Defendant here clearly intended to appropriate the rifle to a use inconsistent with its owner's property rights. Assuming that defendant's immediate purpose was to deprive Adams of a weapon so Adams could not use it against him or prevent his escape, still this is not in the least inconsistent with an intent permanently to deprive Adams of his rifle. The narrow question here is whether the circumstances under which defendant took the rifle are susceptible to the inference that he had any intent other than that of permanently depriving Adams of the weapon.

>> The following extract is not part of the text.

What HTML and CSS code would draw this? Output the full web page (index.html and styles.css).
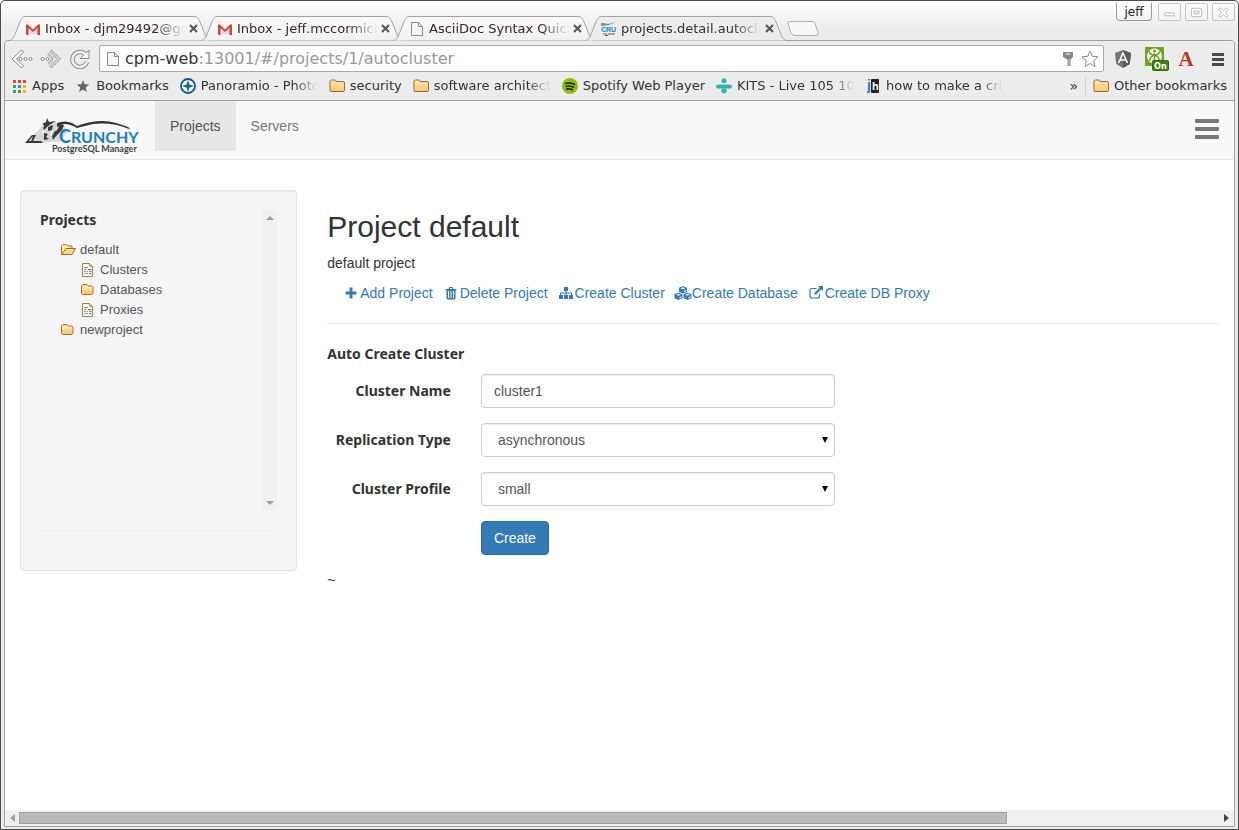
FILE: index.html
```html
<!DOCTYPE html>
<html lang="en">
<head>
<meta charset="utf-8">
<title>projects.detail.autocluster</title>
<link rel="stylesheet" href="styles.css">
</head>
<body>
<svg class="defs" aria-hidden="true">
  <defs>
    <linearGradient id="tabFill" x1="0" y1="0" x2="0" y2="1"><stop offset="0" stop-color="#fafafa"/><stop offset="1" stop-color="#f1f1f1"/></linearGradient>
    <linearGradient id="folderFill" x1="0" y1="0" x2="0" y2="1"><stop offset="0" stop-color="#ffe9bd"/><stop offset="1" stop-color="#fcc46c"/></linearGradient>
    <symbol id="tabShape" viewBox="0 0 204 25"><path d="M1 24.500C5 24 6 21 7.500 17L12 6C13.500 2 15 .500 18 .500H186C189 .500 190.500 2 192 6L196.500 17C198 21 199 24 203 24.500" stroke="#a3a3a3"/></symbol>
    <symbol id="mail" viewBox="0 0 16 16"><path d="M2 4h12v10H2z" fill="#eee"/><path d="M2 13l5-5h2l5 5z" fill="#ddd"/><path d="M1 14V3.500h2l5 5 5-5h2V14h-2.500V7L8 11 3.500 7v7z" fill="#d44638"/></symbol>
    <symbol id="page" viewBox="0 0 14 16"><path d="M1.500 1.500h7l4 4v9h-11z" fill="#f6f6f6" stroke="#8a8a8a"/><path d="M8.500 1.500v4h4" fill="none" stroke="#8a8a8a"/></symbol>
    <symbol id="folder" viewBox="0 0 16 16"><path d="M1 3.500Q1 2 2.500 2H6q1 0 1 1.500h7q1.500 0 1.500 1.500v7.500q0 1-1.500 1H2q-1 0-1-1z" fill="url(#folderFill)" stroke="#9b6b32"/></symbol>
    <symbol id="treeFolder" viewBox="0 0 16 14"><path d="M1.500 3l1.500-1.500h4L8.500 3H12l1 1v6l-1 1.500H2.500l-1-1z" fill="url(#folderFill)" stroke="#ad7323"/><path d="M2.500 5h10" stroke="#fff1cf"/></symbol>
    <symbol id="treeOpen" viewBox="0 0 16 14"><path d="M1.500 10.500V3L3 1.500h3.500L8 3h4v2.500" fill="#ffe8b0" stroke="#b57920"/><path d="M1.500 11.500L6 5.500h9.500L12 11.500z" fill="#ffd991" stroke="#a7681b"/></symbol>
    <symbol id="treeDoc" viewBox="0 0 14 14"><path d="M1.500 .500h7l3 3v10h-10z" fill="#fffff8" stroke="#968346"/><path d="M8.500 .500v3h3" fill="#e4d28c" stroke="#b49d51"/><path d="M3 4.500h4M3 8.500h2M6 8.500h1" stroke="#f25f69"/><path d="M3 6.500h3M3 10.500h4" stroke="#72a6a0"/><path d="M7 6.500h3M8 10.500h2" stroke="#52645f"/><path d="M8 8.500h2" stroke="#348c74"/></symbol>
    <symbol id="close" viewBox="0 0 9 9"><path d="M1 1l7 7M8 1L1 8" stroke="#555" stroke-width="2"/></symbol>
  </defs>
</svg>
<div class="window">
  <header class="titlebar">
    <nav class="tabs" aria-label="Open tabs">
      <div class="tab"><svg class="tab-shape"><use href="#tabShape" fill="url(#tabFill)"/></svg><svg class="icon"><use href="#mail"/></svg><span class="tab-title">Inbox - djm29492@gmail.com</span><button class="tab-close" aria-label="Close tab"><svg><use href="#close"/></svg></button></div>
      <div class="tab"><svg class="tab-shape"><use href="#tabShape" fill="url(#tabFill)"/></svg><svg class="icon"><use href="#mail"/></svg><span class="tab-title">Inbox - jeff.mccormick@cru</span><button class="tab-close" aria-label="Close tab"><svg><use href="#close"/></svg></button></div>
      <div class="tab"><svg class="tab-shape"><use href="#tabShape" fill="url(#tabFill)"/></svg><svg class="icon"><use href="#page"/></svg><span class="tab-title">AsciiDoc Syntax Quick Ref</span><button class="tab-close" aria-label="Close tab"><svg><use href="#close"/></svg></button></div>
      <div class="tab tab-active"><svg class="tab-shape"><use href="#tabShape" fill="#ececec"/></svg><svg class="icon" viewBox="0 0 16 16"><path d="M0 4V2h3l4 1 8-2-7 3-7 1z" fill="#888"/><text x="0" y="11" class="favicon-text">CRU</text><path d="M2 13h4M7 13h7M4 14.500h3" stroke="#555"/></svg><span class="tab-title">projects.detail.autocluster</span><button class="tab-close" aria-label="Close tab"><svg><use href="#close"/></svg></button></div>
      <button class="new-tab" aria-label="New tab"><svg viewBox="0 0 34 17"><path d="M4 1.500h22q2 0 3 2l3 9q1 3-2 3H9q-3 0-4-3L2 4Q1 1.500 4 1.500z" fill="#f8f8f8" stroke="#b0b0b0"/></svg></button>
    </nav>
    <div class="window-controls">
      <button class="user">jeff</button>
      <button class="control" aria-label="Minimize"><svg viewBox="0 0 22 17"><rect x="5.500" y="9.500" width="11" height="3" rx="1.500"/></svg></button>
      <button class="control" aria-label="Maximize"><svg viewBox="0 0 22 17"><rect x="5.500" y="4.500" width="11" height="9" rx="2"/><rect x="8.500" y="7.500" width="5" height="3"/></svg></button>
      <button class="control" aria-label="Close"><svg viewBox="0 0 22 17"><path d="M6 5.500L8 4l3 3 3-3 2 1.500-3 3.500 3 3.500-2 1.500-3-3-3 3-2-1.500L9 9z"/></svg></button>
    </div>
  </header>

  <div class="frame">
    <div class="toolbar">
      <div class="address-row">
        <div class="history">
          <button aria-label="Back"><svg viewBox="0 0 22 20"><path d="M10.500 1L1 10l9.500 9 2-2-7-7 7-7z" fill="#fafafa" stroke="#858585"/><g fill="#fff" stroke="#858585"><circle cx="9.500" cy="10" r="1.500"/><circle cx="14.500" cy="10" r="1.500"/><circle cx="19.500" cy="10" r="1.500"/></g></svg></button>
          <button aria-label="Forward"><svg viewBox="0 0 22 20"><path d="M11.500 1L21 10l-9.500 9-2-2 7-7-7-7z" fill="#ccc" stroke="#858585" stroke-dasharray="1 1"/><path d="M8 5l5 5-5 5" fill="none" stroke="#888" stroke-width="2" stroke-dasharray="1 1"/><g fill="#fff" stroke="#888"><circle cx="2.500" cy="10" r="1.500"/><circle cx="7.500" cy="10" r="1.500"/></g></svg></button>
          <button aria-label="Reload"><svg viewBox="0 0 22 20"><path d="M17 6A7.500 7.500 0 1 0 18 13" fill="none" stroke="#8d8d8d" stroke-width="4.500"/><path d="M11 9.500h9V1z" fill="#f4f4f4" stroke="#8d8d8d"/><path d="M17 6A7.500 7.500 0 1 0 18 13" fill="none" stroke="#f1f1f1" stroke-width="2.500"/></svg></button>
        </div>
        <div class="omnibox">
          <svg class="icon"><use href="#page"/></svg>
          <div class="url" role="textbox" contenteditable="true" spellcheck="false" aria-label="Address">cpm-web<span class="url-path">:13001/#/projects/1/autocluster</span></div>
          <svg class="key" viewBox="0 0 12 16"><path d="M1 1h10v5L8.500 8.500V15h-3V8.500L1 6z" fill="#888"/><path d="M4 3h4" stroke="#fff"/><path d="M7 8v6" stroke="#ccc"/></svg>
          <svg class="star" viewBox="0 0 18 18"><path d="M9 1l2.300 5.300 5.700.500-4.300 3.900 1.300 5.900L9 13.500l-5 3.100 1.300-5.900L1 6.800l5.700-.500z" fill="#fff" stroke="#888"/></svg>
        </div>
        <div class="extensions">
          <button aria-label="AngularJS"><svg viewBox="0 0 18 20"><path d="M9 1l8 3-1.200 11L9 19l-6.800-4L1 4z" fill="#757575"/><path d="M9 1l8 3-1.200 11L9 19z" fill="#5c5c5c"/><path d="M4.500 14L9 4l4.500 10M6.500 11h5" fill="none" stroke="#fff" stroke-width="1.500"/></svg></button>
          <button aria-label="Proxy, on"><svg class="proxy-icon" viewBox="0 0 25 25"><path d="M0 1h19v19H0z" fill="#6aa61e"/><circle cx="9.500" cy="10" r="7.500" fill="#fff"/><path d="M9.500 18V7M4 5q1 4 5.500 4T15 5M4.500 15q1-5 5-6 4 1 5 6" fill="none" stroke="#6aa61e" stroke-width="1.500"/><circle cx="9.500" cy="5" r="1.500" fill="#6aa61e"/><rect x="7.500" y="14.500" width="16" height="10" rx="1" fill="#3f7f18" stroke="#2f6b0d"/><text x="9" y="23" class="badge-text">On</text></svg></button>
          <button class="letter-icon" aria-label="Reader">A</button>
          <button aria-label="Menu"><svg viewBox="0 0 14 16"><path d="M1 3.500h12M1 8.500h12M1 13.500h12" stroke="#4a4a4a" stroke-width="3"/></svg></button>
        </div>
      </div>
      <nav class="bookmarks" aria-label="Bookmarks">
        <a href="#" class="bookmark"><svg class="icon" viewBox="0 0 16 16"><path d="M2 2h3v3H2zM7 2h3v3H7zM12 2h3v3h-3z" fill="#ea4335"/><path d="M2 7h3v3H2zM2 12h3v3H2zM7 12h3v3H7z" fill="#34a15a"/><path d="M7 7h3v3H7z" fill="#1a8cf5"/><path d="M12 7h3v3h-3zM12 12h3v3h-3z" fill="#fbb305"/></svg><span>Apps</span></a>
        <a href="#" class="bookmark"><svg class="icon" viewBox="0 0 16 16"><path d="M8 2l1.600 4.300 4.700.200-3.600 3 1.200 4.500L8 11.400 4.100 14l1.200-4.500-3.600-3 4.700-.200z" fill="#666"/></svg><span>Bookmarks</span></a>
        <a href="#" class="bookmark"><svg class="icon" viewBox="0 0 16 16"><circle cx="8" cy="8" r="7" fill="#fff" stroke="#0a559d" stroke-width="1.800"/><path d="M8 2l1.500 4.500L14 8 9.500 9.500 8 14 6.500 9.500 2 8l4.500-1.500z" fill="#0a62b0"/><path d="M8 5v6M5 8h6" stroke="#0a62b0" stroke-width="2"/></svg><span class="clipped">Panoramio - Photos of the</span></a>
        <a href="#" class="bookmark"><svg class="icon"><use href="#folder"/></svg><span>security</span></a>
        <a href="#" class="bookmark"><svg class="icon"><use href="#folder"/></svg><span class="clipped">software architecture</span></a>
        <a href="#" class="bookmark"><svg class="icon" viewBox="0 0 16 16"><circle cx="8" cy="8" r="8" fill="#94bd0b"/><path d="M3 5.500q5-1.500 10 1M3.500 8.500q4.500-1.500 8.500 1M4 11.200q3.500-1 7 .800" fill="none" stroke="#182400" stroke-width="1.600"/></svg><span>Spotify Web Player</span></a>
        <a href="#" class="bookmark"><svg class="icon" viewBox="0 0 16 16"><circle cx="8" cy="2.700" r="2.500" fill="#35b3aa"/><rect x="0" y="6.500" width="16" height="4" rx="2" fill="#35b3aa"/><path d="M5.500 10.500h5V14q-2.500 3-5 0z" fill="#35b3aa"/></svg><span class="clipped">KITS - Live 105 105.3 FM</span></a>
        <a href="#" class="bookmark"><svg class="icon" viewBox="0 0 16 16"><rect x="6" y="1" width="8" height="14" rx="1" fill="#222"/><text x="2" y="12" class="jh-j">j</text><text x="7" y="12" class="jh-h">h</text></svg><span class="clipped">how to make a crisp ima</span></a>
        <button class="more" aria-label="More bookmarks">»</button>
        <a href="#" class="bookmark other"><svg class="icon"><use href="#folder"/></svg><span>Other bookmarks</span></a>
      </nav>
    </div>

    <div class="app">
      <nav class="navbar">
        <a href="#" class="brand" aria-label="Crunchy PostgreSQL Manager">
          <svg viewBox="0 0 115 38"><path d="M32 5Q40 2 47 5L52 8Q74 0 91 5T104 11Q87 4 68 6L52 10Q42 4 34 7z" fill="#333"/><path d="M0 24.500l6-5 8-8 6-7 2 2 8-2 10 4 2 6-5 6-2 4-7-1-8 1-10-1z" fill="#d6d6d6"/><path d="M0 25l7-8h4l-3 6h8l2 2zM17 6l4-2 1-4 2 4 7-1-5 3-3 2-5 5 1-6zM23 9l5-2-1 5-4 1zM27 18l3-5 4-1-3 6-3 4zM19 15l4 1-2 3 3 2-5 1zM32 5l7 2-2 5-6 6 1-7z" fill="#3a3a3a"/><path d="M4 23l4-5-2 5zM17 13l3-2-2 5zM25 17l2-4v5zM31 10l3-2-2 4z" fill="#fff"/><text x="34" y="25" class="brand-name"><tspan class="brand-initial">C</tspan>RUNCHY</text><text x="27" y="34" class="brand-sub">PostgreSQL Manager</text></svg>
        </a>
        <a href="#" class="nav-link nav-link-active">Projects</a>
        <a href="#" class="nav-link">Servers</a>
        <button class="hamburger" aria-label="Toggle menu"><span></span><span></span><span></span></button>
      </nav>

      <div class="columns">
        <aside class="side">
          <div class="well">
            <div class="tree-pane">
              <div class="tree">
                <strong>Projects</strong>
                <ul>
                  <li><a href="#"><svg><use href="#treeOpen"/></svg>default</a>
                    <ul>
                      <li><a href="#"><svg><use href="#treeDoc"/></svg>Clusters</a></li>
                      <li><a href="#"><svg><use href="#treeFolder"/></svg>Databases</a></li>
                      <li><a href="#"><svg><use href="#treeDoc"/></svg>Proxies</a></li>
                    </ul>
                  </li>
                  <li><a href="#"><svg><use href="#treeFolder"/></svg>newproject</a></li>
                </ul>
              </div>
              <div class="vscroll"><svg viewBox="0 0 8 4"><path d="M0 4l4-4 4 4z" fill="#a0a0a0"/></svg><svg viewBox="0 0 8 4"><path d="M0 0l4 4 4-4z" fill="#a0a0a0"/></svg></div>
            </div>
            <hr>
          </div>
        </aside>

        <main class="main">
          <h2>Project default</h2>
          <p>default project</p>
          <div class="actions">
            <a href="#"><svg viewBox="0 0 18 14"><path d="M7.500 1.500h3v4h4v3h-4v4h-3v-4h-4v-3h4z"/></svg>Add Project</a>
            <a href="#"><svg viewBox="0 0 18 14"><path fill-rule="evenodd" d="M3.500 3h3l1-2h3l1 2h3v1.200h-1V12q0 1.500-1.500 1.500H6Q4.500 13.500 4.500 12V4.200h-1zM7.700 3h2.600l-.500-1H8.200zM6 5v7h1V5zM8.500 5v7h1V5zM11 5v7h1V5z"/></svg>Delete Project</a>
            <a href="#"><svg viewBox="0 0 18 14"><path d="M7 1h4v4H9.500v1.500H15V9h1v4h-4V9h2V7.500H9.500V9H11v4H7V9h1.500V7.500H4V9h2v4H2V9h1V6.500h5.500V5H7z"/></svg>Create Cluster</a>
            <a href="#"><svg viewBox="0 0 18 14"><path d="M9 0l4 1.700v4L9 7.500 5 5.700v-4zM4.500 6.500l4 1.800v4L4.500 14l-4-1.700v-4zM13.500 6.500l4 1.800v4l-4 1.700-4-1.700v-4z"/><path d="M6.600 2.200L9 3.200l2.400-1L9 1.300zM2.100 8.800l2.400 1 2.400-1-2.400-.900zM11.100 8.800l2.400 1 2.400-1-2.400-.900zM10 4.700v1.200l2-1V3.800zM5.500 11.300v1.200l2-1v-1.200zM14.500 11.300v1.200l2-1v-1.200z" fill="#fff"/></svg>Create Database</a>
            <a href="#"><svg viewBox="0 0 18 14"><path d="M9.500 2.500H5q-2 0-2 2V10q0 2 2 2h5.500q2 0 2-2V8" fill="none" stroke="#337ab7" stroke-width="1.200"/><path d="M11 0h5v5l-1.700-1.700-5.600 5.600-1.600-1.600 5.600-5.600z"/></svg>Create DB Proxy</a>
          </div>
          <hr>
          <form onsubmit="return false">
            <strong class="form-title">Auto Create Cluster</strong>
            <div class="field"><label for="name">Cluster Name</label><div class="control-cell"><input id="name" type="text" value="cluster1"></div></div>
            <div class="field"><label for="type">Replication Type</label><div class="control-cell"><select id="type"><option>asynchronous</option><option>synchronous</option></select><svg class="caret" viewBox="0 0 6 6"><path d="M0 0h6L3 6z"/></svg></div></div>
            <div class="field"><label for="profile">Cluster Profile</label><div class="control-cell"><select id="profile"><option>small</option><option>medium</option><option>large</option></select><svg class="caret" viewBox="0 0 6 6"><path d="M0 0h6L3 6z"/></svg></div></div>
            <div class="field"><span class="label-space"></span><div class="control-cell"><button class="primary" type="submit">Create</button></div></div>
          </form>
          <div>~</div>
        </main>
      </div>
    </div>

    <div class="hscroll"><svg viewBox="0 0 5 8"><path d="M5 0v8L0 4z" fill="#a0a0a0"/></svg><div class="track"><div class="thumb"></div></div><svg viewBox="0 0 5 8"><path d="M0 0v8l5-4z" fill="#444"/></svg></div>
  </div>
</div>
</body>
</html>
```

FILE: styles.css
```css
* { box-sizing: border-box; }
body { margin: 0; background: #fff; color: #333; font: 14px/20px "Liberation Sans", Arial, sans-serif; }
button { padding: 0; border: 0; background: none; font: inherit; color: inherit; }
svg { display: block; flex: none; }
a { color: inherit; text-decoration: none; }
strong, label { font-family: "Noto Sans", sans-serif; font-weight: bold; }
.defs { position: absolute; width: 0; height: 0; }

/* Window frame */
.window { display: flex; flex-direction: column; min-height: 100vh; padding: 0 3px 2px; border: 1px solid #4b4b4b; border-radius: 5px 5px 0 0; background: linear-gradient(#fff, #ececec 28px); }
.frame { flex: 1; display: flex; flex-direction: column; border: 1px solid #a0a0a0; border-radius: 4px 4px 0 0; background: #fff; }
.icon { width: 16px; height: 16px; }

/* Title bar and tabs */
.titlebar { display: flex; justify-content: space-between; align-items: flex-start; height: 39px; font: 13px/18px "DejaVu Sans", sans-serif; }
.tabs { display: flex; align-items: center; padding: 15px 0 0 8px; }
.tab { position: relative; display: flex; align-items: center; width: 192px; height: 25px; padding-left: 13px; color: #382424; isolation: isolate; }
.tab-active { color: #333; z-index: 1; }
.tab-shape { position: absolute; left: -4px; top: 0; width: 204px; height: 25px; z-index: -1; }
.tab-title { width: 140px; margin: 0 4px; overflow: hidden; white-space: nowrap; mask-image: linear-gradient(90deg, #000 80%, transparent); }
.tab-close svg { width: 9px; height: 9px; }
.new-tab { margin-left: 6px; }
.new-tab svg { width: 34px; height: 17px; }
.favicon-text { font: bold 7px "Liberation Sans", sans-serif; fill: #1683c4; }
.window-controls { display: flex; gap: 4px; padding: 2px 0 0; }
.user { width: 36px; height: 18px; margin-right: 2px; border: 1px solid #999; border-top: 0; border-radius: 0 0 4px 4px; font-size: 12px; color: #222; }
.control { width: 23px; height: 18px; border: 1px solid #c4c4c4; border-radius: 2px; }
.control svg { width: 21px; height: 16px; fill: #fff; stroke: #b5b5b5; }

/* Toolbar */
.toolbar { padding: 4px 7px 0 6px; border-bottom: 1px solid #a0a0a0; border-radius: 4px 4px 0 0; background: #ececec; color: #333; font: 13px/18px "DejaVu Sans", sans-serif; }
.address-row { display: flex; align-items: center; gap: 8px; }
.history { display: flex; gap: 7px; }
.history svg { width: 22px; height: 20px; }
.omnibox { flex: 1; display: flex; align-items: center; height: 27px; padding: 0 4px 0 5px; border: 1px solid #aaa; border-radius: 2px; background: #fff; }
.url { flex: 1; margin-left: 4px; outline: 0; font-size: 16px; line-height: 20px; white-space: nowrap; }
.url-path { color: #999; }
.key { width: 12px; height: 16px; margin-right: 7px; }
.star { width: 18px; height: 18px; }
.extensions { display: flex; align-items: center; gap: 13px; padding-left: 2px; }
.extensions svg { height: 20px; width: 18px; }
.extensions .proxy-icon { width: 25px; height: 25px; }
.letter-icon { width: 16px; margin-left: -5px; font: bold 21px/20px "Liberation Serif", serif; color: #bd3722; }
.extensions button:last-child svg { width: 14px; height: 16px; }
.extensions button:last-child { margin: 0 2px 0 4px; }
.badge-text { font: bold 9px "DejaVu Sans Condensed", "DejaVu Sans", sans-serif; fill: #fff; }
.bookmarks { display: flex; align-items: center; gap: 11px; height: 28px; white-space: nowrap; }
.bookmark { display: flex; align-items: center; gap: 5px; }
.clipped { width: 117px; overflow: hidden; mask-image: linear-gradient(90deg, #000 80%, transparent); }
.more { margin-left: auto; font-size: 14px; }
.other { padding-left: 7px; margin-left: -4px; border-left: 1px solid #c9d3da; }
.jh-j { font: bold 14px "Liberation Sans", sans-serif; fill: #2776d2; }
.jh-h { font: bold 11px "Liberation Sans", sans-serif; fill: #fff; }

/* Application navbar */
.app { flex: 1; }
.navbar { display: flex; align-items: flex-start; height: 59px; padding: 0 15px; border-bottom: 1px solid #e7e7e7; background: #f8f8f8; }
.brand { padding: 17px 15px 0 5px; }
.brand svg { width: 115px; height: 38px; }
.brand-name { font: bold 16px Lato, sans-serif; fill: #147fc1; }
.brand-initial { font-size: 18px; }
.brand-sub { font: bold 9px Lato, sans-serif; fill: #444; }
.nav-link { padding: 15px; color: #777; }
.nav-link-active { background: #e7e7e7; color: #555; }
.hamburger { display: flex; flex-direction: column; gap: 4px; width: 24px; margin: 18px 0 0 auto; }
.hamburger span { height: 4px; border-radius: 1px; background: #777; }

/* Two-column body */
.columns { display: flex; padding-top: 30px; }
.side { width: 25%; padding: 0 15px; }
.main { width: 75%; padding: 0 15px; }
hr { margin: 20px 0; border: 0; border-top: 1px solid #eee; }
.well { padding: 19px; border: 1px solid #e3e3e3; border-radius: 4px; background: #f5f5f5; box-shadow: inset 0 1px 1px rgba(0, 0, 0, .05); }
.tree-pane { display: flex; height: 300px; }
.tree { flex: 1; }
.tree ul { margin: 0; padding: 0 0 0 20px; list-style: none; font-size: 13px; color: #555; }
.tree > ul { padding-top: 10px; }
.tree a { display: flex; align-items: center; height: 20px; }
.tree svg { width: 16px; height: 14px; margin-right: 4px; }
.vscroll { display: flex; flex-direction: column; justify-content: space-between; align-items: center; width: 15px; padding: 6px 0 5px; background: #f0f0f0; }
.vscroll svg { width: 8px; height: 4px; }

h2 { margin: 20px 0 10px; font-size: 30px; line-height: 33px; font-weight: 500; }
p { margin: 0 0 10px; }
.actions { display: flex; gap: 9px; padding-left: 15px; color: #337ab7; }
.actions a { display: flex; align-items: center; white-space: nowrap; }
.actions svg { width: 18px; height: 14px; fill: #337ab7; }

/* Form */
.form-title { display: block; margin-bottom: 10px; }
.field { display: flex; margin: 0 -15px 15px; }
.field label, .label-space { display: flex; justify-content: flex-end; width: 16.6667%; padding: 7px 15px 0; white-space: nowrap; }
.control-cell { position: relative; width: 41.6667%; padding: 0 15px; }
input, select { display: block; width: 100%; height: 34px; padding: 6px 12px; border: 1px solid #ccc; border-radius: 4px; background: #fff; box-shadow: inset 0 1px 1px rgba(0, 0, 0, .075); color: #555; font: inherit; }
select { padding-left: 16px; appearance: none; }
.caret { position: absolute; right: 22px; top: 14px; width: 6px; height: 6px; pointer-events: none; }
.primary { padding: 6px 12px; border: 1px solid #2e6da4; border-radius: 4px; background: #337ab7; color: #fff; }

/* Horizontal scrollbar */
.hscroll { display: flex; align-items: center; gap: 4px; height: 16px; padding: 0 5px; background: #f0f0f0; }
.hscroll svg { width: 5px; height: 8px; }
.track { flex: 1; }
.thumb { width: 82.3%; height: 12px; border: 1px solid #a0a0a0; background: #bababa; }
```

In State v. Davis, 38 N.J.Law 176, 20 Am.Rep. 367, the defendant Davis took a horse and carriage which was standing in front of a residence and drove it rapidly away near midnight. The next day, when detection became imminent, Davis abandoned the horse and carriage several miles from where it was taken. The horse was exhausted from much driving and want of food. Davis had made no effort to return the property or to apprise its owner where his property could be found. In holding defendant guilty of larceny, the court said with reference to his taking:
Id. 38 N.J.Law at 178, 20 Am.Dec. at 369.
The severe punishment of felonies under the old English law, as the opinion in State v. Davis, supra, pointed out, led to some decisions contra. In Philipps and Strong's Case, 2 East, Pleas of the Crown, 662, the defendants were indicted for stealing a mare and a gelding from one Goulter, who kept an inn. They took the animals and rode them to Lechlade, 33 miles away. There, they left them at different inns to be fed and cleaned for their return in three hours. They did not return and were later arrested 14 miles away while walking towards Farringdon. The jury, upon a special verdict, found that when defendants took the horses, they merely intended to ride them to Lechlade, to leave them there, and to make no further use of them.